We offer a wide range of colours and
finish's and can also colour match the original colour.
All refurbished wheels are powder coated to make them as good as, if not better, than new.
Corroded alloy wheels not only look unsightly they could also cause your tyres to deflate. This is caused by corrosion eating away at the alloy, underneath the clear protective lacquer, which in turn works its way to the inside of the wheel, braking the tyre seal and causing air leaks between the tyre and the rim.
All refurbished wheels have the tyres removed. The wheel is then placed in an acid-based strip tank to remove all paint and lacquer. After this the wheel is media blasted to remove any blemishes and corrosion. It is at this point the kerbing, deep scratches and any pitting that may have occurred due to corrosion is removed. Any heavy pitting found is smoothed over to create a better look & creates a better seal between the tyre & the rim.
The curing temperature of powder coatings is approximately 180°C, because of this the wheel is pre-heated to 200°C for around 20 minutes to allow any air to expand and to remove any contaminants. A powder primer is applied and cured. The wheel is then cooled and either a paint or powder coat is applied in the relevant colour. Once the colour coat has cured an acrylic powder coat lacquer is applied to not only enhance the finish but also to protect the wheel from the environment.
Once the lacquer powder coat has
cured, and cooled, the tyre is refitted and balanced using adhesive wheel
weights so as not to spoil the appearance.

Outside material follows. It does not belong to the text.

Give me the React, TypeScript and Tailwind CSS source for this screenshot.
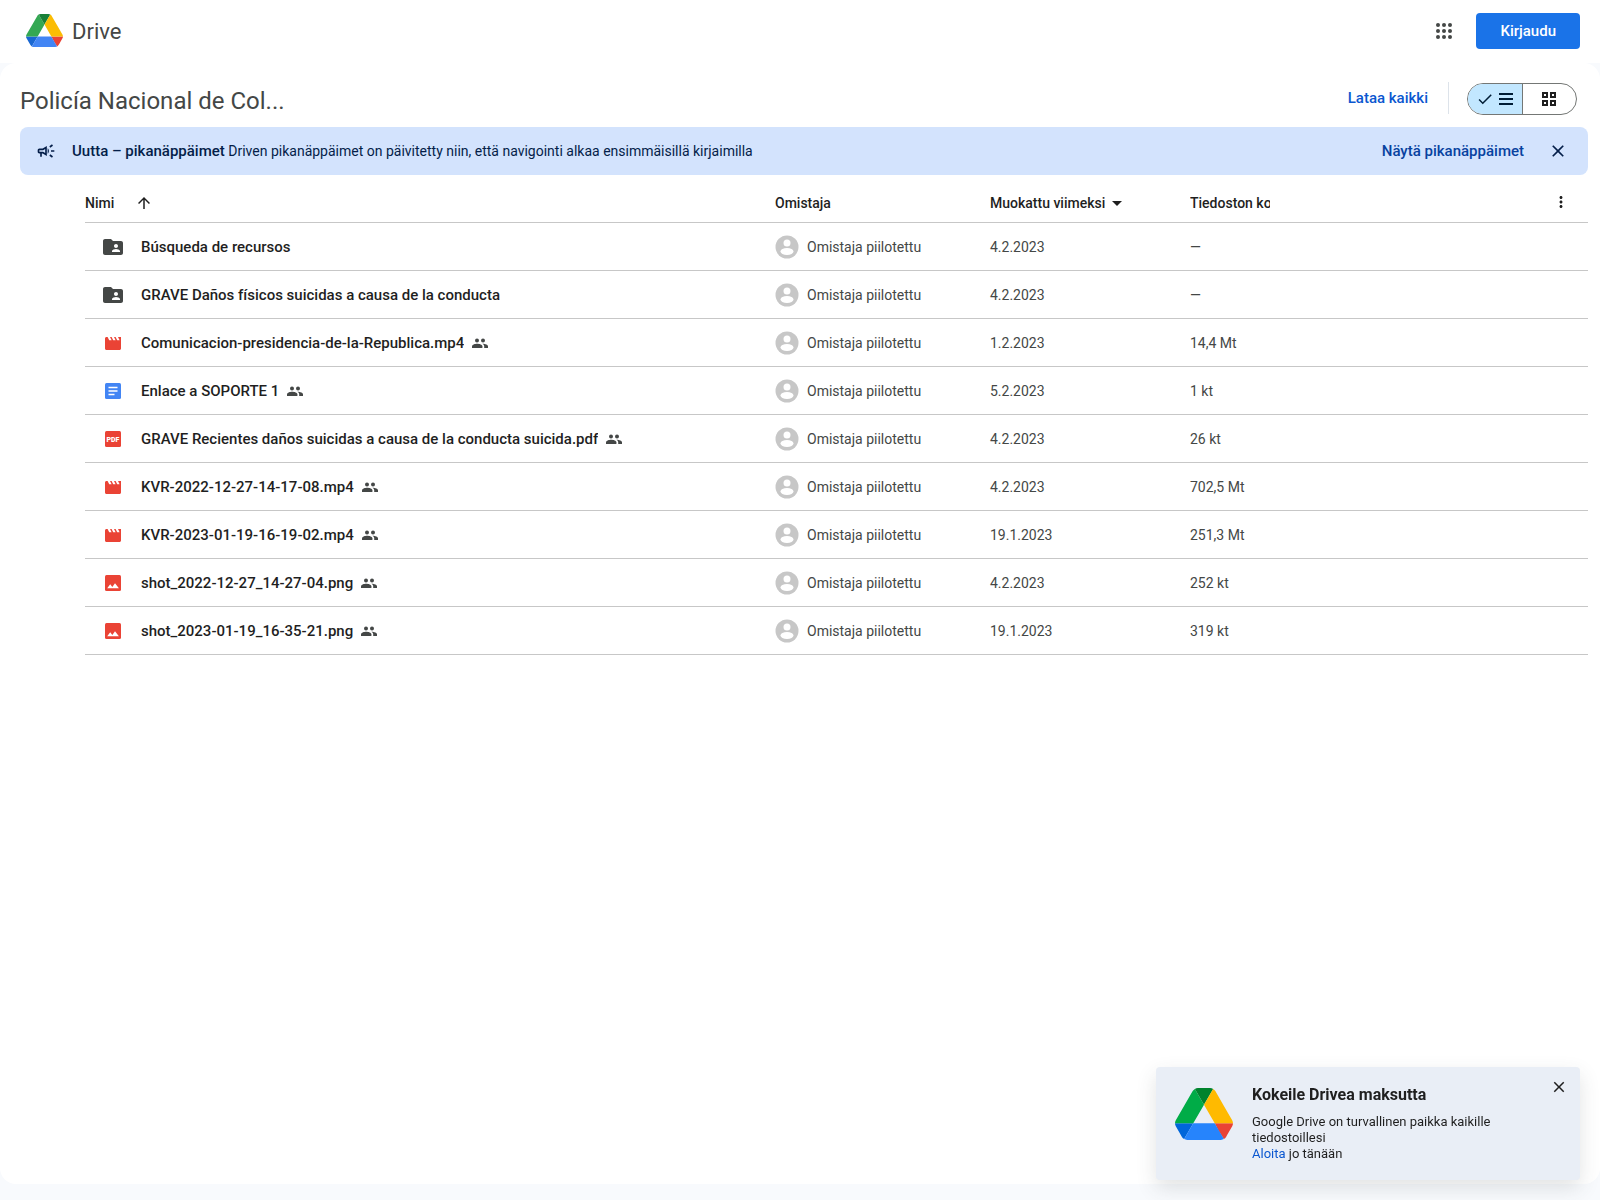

Although powder coating is the most popular way of refurbishing wheels diamond cut finishes are becoming more popular now. There are a lot of cars that are fitted with diamond cut alloys as standard now
Diamond cutting is a very precise process and takes longer than a powder coat refurbishment.
All diamond cut wheels are refurbished in exactly the same way as a standard alloy wheel (detailed above), the only exception being, before the lacquer is applied the wheel is placed on the diamond cutting lathe. The cutting tip removes first the paint that has been coated on the spoke and a thin layer of the wheel is removed leaving bright alloy against a coloured background. Because of this the alloy can only be cut a few times to prevent too much of the wheels surface being removed.
The wheel is then cleaned and lacquered in the normal way and the tyre refitted and balanced using adhesive wheel weights.